Blogging gives me purpose and meaning. I believe that what I am writing about is important, and that quite likely some people will benefit from reading what I have to say. I am on social assistance because of my challenges, and this is a way of giving back to society that provides for my basic material needs.
“The best of men are those who serve the people; the worst of men are those who harm the people.” Abdu’l-Baha.
“Our prime purpose in this life is to help others. And if you can’t help them, at least don’t hurt them.” Dalai Lama.
I found your ideas about how to approach writing, and learning to improve one’s writing rich with ideas for me to mine. I really struggle with using 10 words when 2 will do. Something will “feel right” when I write it, and even when I immediately re-read it, but when I go back a few days later even I find it tedious! So, your advice about practicing is well-taken. I also appreciate your words about what is motivating your writing. Ultimately we are only responsible for ourselves, so whether or not other people listen to or understand what we have to say, if we have improved our own understanding of the world then we have made “progress” (as you say).

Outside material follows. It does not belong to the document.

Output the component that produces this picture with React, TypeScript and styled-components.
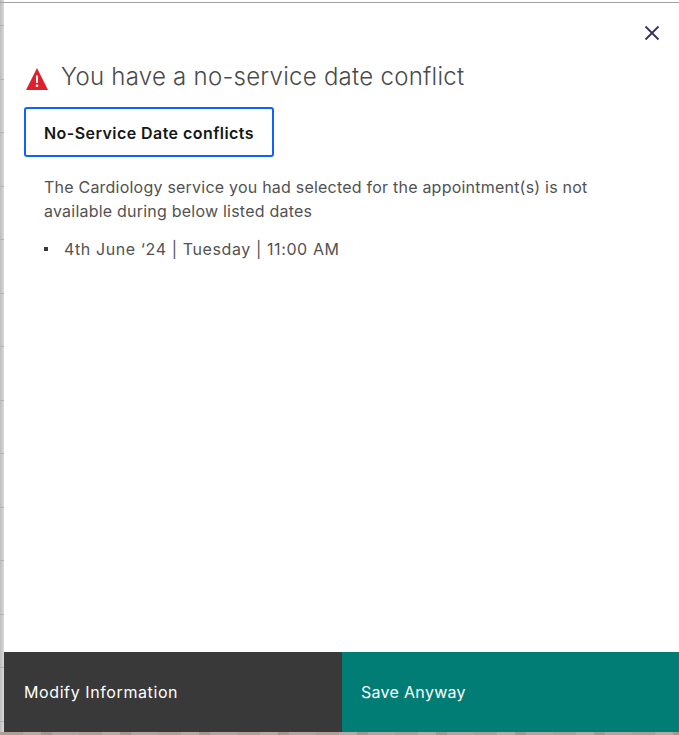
import React from 'react'
import styled, { createGlobalStyle } from 'styled-components'

const fontStack = '"Inter", "Noto Sans", "Liberation Sans", sans-serif'

const GlobalStyle = createGlobalStyle`
  html, body {
    margin: 0;
    padding: 0;
    background: #ffffff;
  }

  * {
    box-sizing: border-box;
  }
`

const Backdrop = styled.div`
  display: flex;
  width: 679px;
  height: 735px;
  overflow: hidden;
  padding: 3px 0 3px 4px;
  background:
    linear-gradient(#a3a3a3, #a3a3a3) top 2px left 0 / 100% 1px no-repeat,
    repeating-linear-gradient(90deg, #ac9f98 0 23px, #b6aaa3 23px 41px, #a3978f 41px 52px, #b1a69f 52px 79px) bottom 0 left 0 / 100% 3px no-repeat,
    repeating-linear-gradient(#b4b4b4 0 1px, transparent 1px 53.5px) left 0 top 25px / 4px 100% no-repeat,
    linear-gradient(90deg, #bdbdbd, #d9d9d9) left 0 top 0 / 4px 100% no-repeat,
    #ffffff;
`

const Dialog = styled.section`
  display: flex;
  flex: 1;
  flex-direction: column;
  background: #ffffff;
  font-family: ${fontStack};
`

const Header = styled.header`
  display: flex;
  justify-content: flex-end;
  height: 58px;
  padding: 20px 17px 0 0;
`

const CloseButton = styled.button`
  display: flex;
  width: 20px;
  height: 20px;
  padding: 0;
  border: 0;
  background: none;
  color: #38325f;
`

const Content = styled.div`
  flex: 1;
  padding: 0 20px;
`

const TitleRow = styled.div`
  display: flex;
  align-items: flex-start;
  gap: 13px;
  height: 36px;
  margin-bottom: 10px;
  padding-left: 2px;
`

const AlertIcon = styled.svg`
  flex: none;
  margin-top: 7px;
`

const Title = styled.h2`
  margin: -2px 0 0;
  color: #4a4a4a;
  font-size: 24px;
  font-weight: 300;
  letter-spacing: 0.26px;
  line-height: 36px;
`

const Tab = styled.div`
  display: inline-flex;
  align-items: center;
  height: 50px;
  padding: 2px 18px 0;
  border: 2px solid #0f62fe;
  border-radius: 3px;
  color: #161616;
  font-size: 16px;
  font-weight: 600;
  letter-spacing: 0.44px;
`

const Panel = styled.div`
  padding: 18px 20px 0;
  color: #525252;
  font-size: 16px;
  line-height: 24px;
`

const Message = styled.p`
  margin: 0 0 14px;
  letter-spacing: 0.22px;
`

const DateList = styled.ul`
  margin: 0;
  padding: 0;
  list-style: none;
`

const DateItem = styled.li`
  display: flex;
  align-items: center;
  gap: 16px;
  letter-spacing: 0.6px;

  &::before {
    content: '';
    width: 4px;
    height: 4px;
    background: #393939;
  }
`

const Footer = styled.footer`
  display: grid;
  grid-template-columns: 338px 1fr;
  height: 80px;
`

const FooterButton = styled.button<{ $primary?: boolean }>`
  display: flex;
  align-items: center;
  padding: 0 ${({ $primary }) => ($primary ? '19px' : '20px')};
  border: 0;
  background: ${({ $primary }) => ($primary ? '#017d75' : '#393939')};
  color: #ffffff;
  font-family: ${fontStack};
  font-size: 16px;
  letter-spacing: ${({ $primary }) => ($primary ? '0.3px' : '0.6px')};
`

const App = () => (
  <>
    <GlobalStyle />
    <Backdrop>
      <Dialog>
        <Header>
          <CloseButton aria-label="Close">
            <svg width="20" height="20" viewBox="0 0 20 20" fill="none" stroke="currentColor" strokeWidth="1.8">
              <path d="M3.5 3.5 16.5 16.5M16.5 3.5 3.5 16.5" />
            </svg>
          </CloseButton>
        </Header>
        <Content>
          <TitleRow>
            <AlertIcon width="22" height="22" viewBox="0 0 22 22" aria-hidden="true">
              <path d="M11 0 22 22H0Z" fill="#e01f2d" />
              <path d="M9.9 7.5h2.2l-.3 7.5h-1.6Z" fill="#ffffff" />
              <circle cx="11" cy="17.8" r="1.3" fill="#ffffff" />
            </AlertIcon>
            <Title>You have a no-service date conflict</Title>
          </TitleRow>
          <Tab>No-Service Date conflicts</Tab>
          <Panel>
            <Message>
              The Cardiology service you had selected for the appointment(s) is not available during below listed dates
            </Message>
            <DateList>
              <DateItem>4th June ‘24 | Tuesday | 11:00 AM</DateItem>
            </DateList>
          </Panel>
        </Content>
        <Footer>
          <FooterButton>Modify Information</FooterButton>
          <FooterButton $primary>Save Anyway</FooterButton>
        </Footer>
      </Dialog>
    </Backdrop>
  </>
)

export default App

Thanks for your comments. I use the sleep-on-it method when posting blogs, at least one day. I also use that method with emails or facebook posts I think are difficult or controversial. I am always glad when I do this, and often don’t post or send at all, or modify it a lot. How do you get to Carnegie Hall? Practice, practice, practice. It seems true with anything. You are a bright guy and well-read it seems to me, so a lot of the learning may come very naturally with practice. Patience and perseverence have also paid off well in my case.